[Omaha.pm] bad perl - need help - dispatch table

Jay Hannah jay at jays.net
Wed Aug 25 18:26:11 CDT 2004


What's a dispatch table? -grin-

On Aug 25, 2004, at 9:56 AM, Mike Hostetler wrote:
> Take a look at using Getopt or Getopt::Long.  They should be standard
> with your Perl, and they make life easier.  Do a "perldoc Getopt" for
> more info.  A decent page for it is at:
>
> http://www.aplawrence.com/Unix/perlgetopts.html

Yes. Getopt::Long rules.

> 1) Any better way to handle this varied data other than a sub for each
> data type/user input?

If the different do_'s are similar, you should write one (or a few) 
very smart do_* subs, instead of having a seperate sub for each. If 
each operation is wildly different from the last, you'll end up with 
one sub per operation.

If your code gets long (>500 lines?), you should probably split the 
subs into different modules. Just move logical groups of subs out of 
your main program into a .pm file...

MyPackage.pm:    (what would make them similar?)
package MyPackage;

sub do_x1 {  }
sub do_x2 {  }
...

1;

Then in you main program, at the top:

use MyPackage;

That's all there is to know. You're writing packages now. Neat huh? 
When that gets boring, turn your packages into classes and scream OOP! 
at the top of your longs. Objects are good for the soul.

> 2) How can I call the subroutines based on the user input?  Obviously
> &print_$foo as I have below doesn't work.  Maybe a dispatch table
> would work but I can't get that to work the way I want either.

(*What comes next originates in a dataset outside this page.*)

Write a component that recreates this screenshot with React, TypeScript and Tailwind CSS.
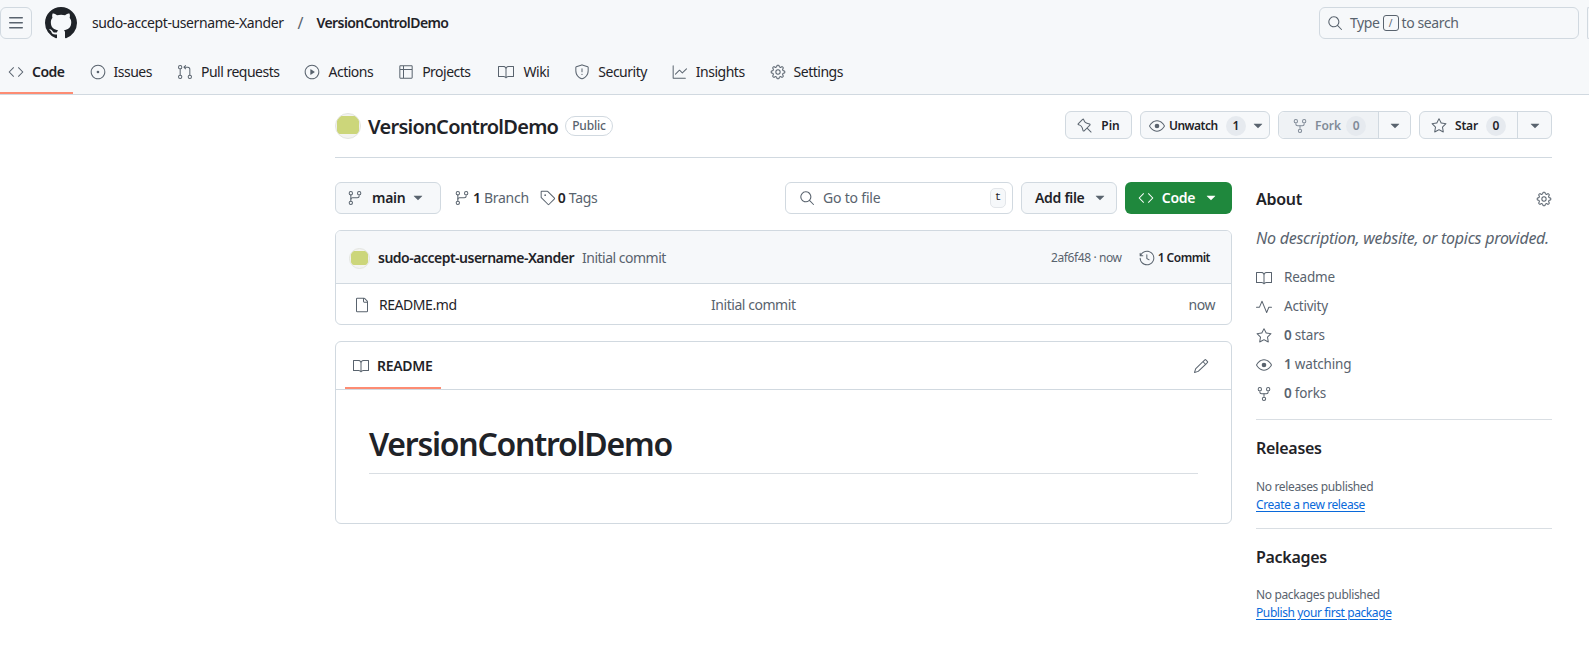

[jhannah-mac:~/tmp2] jhannah% cat j.pl
#!/usr/bin/perl

my $who = $ARGV[0];
&{"do_$who"};

sub do_x {
    print "otay, I'll do_x\n";
}
sub do_y {
    print "otay, I'll do_y\n";
}

[jhannah-mac:~/tmp2] jhannah% ./j.pl x
otay, I'll do_x
[jhannah-mac:~/tmp2] jhannah% ./j.pl y
otay, I'll do_y
[jhannah-mac:~/tmp2] jhannah% ./j.pl z
Undefined subroutine &main::do_z called at ./j.pl line 4.